Watching ballet, as I often do, I find myself wondering about how amazing dancers come into being: do they come into existence fully-equipped or are they the product of good training, discipline and mentoring? Dance, like everything other human activity, can be examined as part of the nature or nurture debate: is a Margot Fonteyn born or made?

While not in direct correlation with dancers, the best actors are those who barely do anything: they don’t actually act, they just are. Sadly you can’t just stand on stage and exude the quality of a classical variation, you need to get on and execute some actual steps. What actors and dancers of excellence do have in common is an intangible quality that has nothing to do with the lines/steps that they deliver, but something else.
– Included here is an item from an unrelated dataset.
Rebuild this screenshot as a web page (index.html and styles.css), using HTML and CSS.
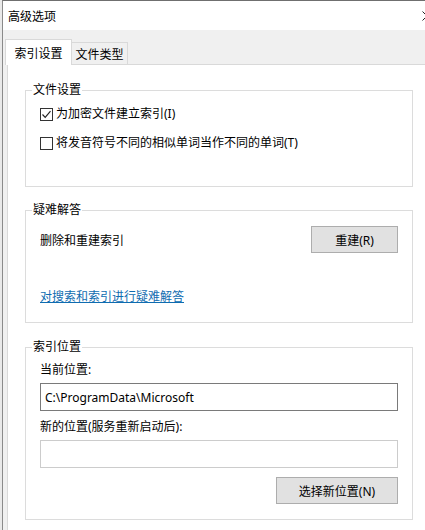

A person can be brought into this world with every desirable physical attribute that a ballet dancer could wish for: if this person should end up in a ballet class, they will look like a dancer (a concept I have issues with, but that is for another time) and their journey through classical technique will be decidedly easier thanks to these innate gifts, but they are in no way a guarantee that they will make a dancer.

Equally, but slightly more conceptually abstract, no amount of teaching can ensure a dancer will be the result. Even those who can achieve technical proficiency can still fail to garner that indescribable quality that turns academic steps into dancing.

I don’t use the word dancer to describe anybody who practices dance, but that special person who exudes movement from every pore. A true dancer will dance every step they encounter: they can turn the mundane into the sublime. Being a dancer is not a prerequisite for getting a job with a dance company – sometimes those with the physical gifts or those strong-willed and schooled to the right level can get through the net: directors are looking for different things, and sometimes looking right or doing the tricks is enough to land the contract.

The more I watch and learn, the more I have to come to the realisation that dance is not so much a skill as an instinct. To get it to the upper echelons of the classical world, this instinct must be schooled and certain attributes will enable progress, but the quality that links the steps and the body, that which we call “dance”, is something that you cannot teach: it must be in the genes.